I've started to show him SQL and database programs like Supabase and he wants to learn the language and finally get off of FoxPro. I believe he wants to hose this project locally.

What type of PC would be best for someone who deals with a lot of data. This data will be scrubbed, cleaned, index, parsed etc. Would it be different than a gaming machine?
He will certainly get hosed if he keeps using out of date OS's.
 
He will certainly get hosed if he keeps using out of date OS's.
Yea, I think he's finally realizing it. FoxPro is practically the only thing that can run on his PCs. The man still uses Tivo and just wont give it up for a smart TV.
 
Question for the PC gangsters in here. My pops is looking for a new machine and I'm hoping if I could give you some ideas of what for you could helps us build one.

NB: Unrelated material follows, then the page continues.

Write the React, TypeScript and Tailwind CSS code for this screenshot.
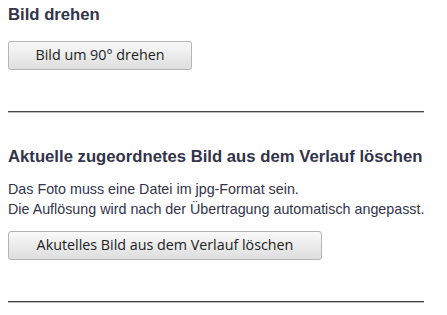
export default function App() {
  const btn =
    'h-[29px] rounded-[3px] border border-[#b4b4b4] bg-gradient-to-b from-[#f9f9f9] to-[#dedede] text-[14.3px] text-[#222] font-["Open_Sans",sans-serif] leading-none';

  return (
    <div className="bg-white min-h-screen px-2 pt-[5px] font-['Liberation_Sans',Arial,sans-serif] text-[#33334a]">
      {/* Bild drehen */}
      <h2 className="text-[16.7px] font-bold leading-[20px]">Bild drehen</h2>
      <button className={`${btn} mt-[16px] w-[184px]`}>Bild um 90° drehen</button>
      <hr className="mt-[41px] w-[416px] border-0 border-t border-b border-t-[#444] border-b-[#bbb]" />

      {/* Verlauf löschen */}
      <h2 className="mt-[34px] text-[16.7px] font-bold leading-[20px]">
        Aktuelle zugeordnetes Bild aus dem Verlauf löschen
      </h2>
      <p className="mt-[12px] text-[14.3px] leading-[20px]">
        Das Foto muss eine Datei im jpg-Format sein.
        <br />
        Die Auflösung wird nach der Übertragung automatisch angepasst.
      </p>
      <button className={`${btn} mt-[12px] w-[314px]`}>Akutelles Bild aus dem Verlauf löschen</button>
      <hr className="mt-[41px] w-[416px] border-0 border-t border-b border-t-[#444] border-b-[#bbb]" />
    </div>
  );
}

So, my dad is a list broker and deals with close to 50 million records. He runs his whole business off of XP machines and still uses a program called FoxPro that runs in DOS. The program was developed in the 80's and is still used by some people and government agencies. He's really good at writing code for that program and uses it to index and query messy data.

I've started to show him SQL and database programs like Supabase and he wants to learn the language and finally get off of FoxPro. I believe he wants to hose this project locally.

What type of PC would be best for someone who deals with a lot of data. This data will be scrubbed, cleaned, index, parsed etc. Would it be different than a gaming machine?
The only meaningful differences in terms of the hardware you pursue is they tend to prize CPUs with the higher core counts, and often a higher volume of RAM. GPUs are rarely leveraged for this stuff, although maybe that's changing with the A.I. rush, you'd have to check to see if whatever new SQL stuff he is using leverages that.

These days this amounts to practically no difference. Because unlike years ago the 16-core CPUs now can achieve the same per-thread performance as the 8-core or lesser variants that gamers have historically prized. So while most gamers will opt for the 9800X3D, for example, they do so from a cost-benefit analysis; because the 9950X3D is much more expensive, but adds nothing, not because it is inferior for gaming. In years past, those 16-core CPUs would have been significantly worse in games (even when they had a mode to shut off half the cores).

It's possible he might even benefit from actual server CPUs. That is the Epyc line from AMD (Turin or Turin Dense are the current line), or the Xeon line from Intel (Xeon 6 is current). But those are very specialized, and usually if someone is compiling code, then they'll want the higher frequency CPUs from the more mainstream Zen 5 or Raptor Lake processors.

For RAM, you will want the fastest, but often they'll max out the motherboards if they work with large enough datasets it actually can fill up that many gigabytes.

If he can leverage A.I. cores in the latest GPUs then he'll almost undoubtedly want an NVIDIA GPU, and probably them being newer will matter more to him than even gamers.
 
What type of PC would be best for someone who deals with a lot of data. This data will be scrubbed, cleaned, index, parsed etc. Would it be different than a gaming machine?

Since he's still running off a XP machine that means the data and queries are low. Going to SQL under the same work flow will create additional overhead but wont require server grade solutions for modernized hardware will overcome that.

So its a generic 8+ core CPU that isnt X3D with around 32 gigs of ram running off SSD's.

Your father likely knows this. But if he intends on eventually hosting the database it might be in conflict with his current ISP contract. They dont take kindly to consumers using consumer packages for enterprise solutions.
 
I would suggest an Aorus Elite B650 instead but I guess you may as well get an X870E if you're getting a 9800X3D and 5090.
Are you dead set on the Aorus Master 5090? You could save $200 buying another 5090.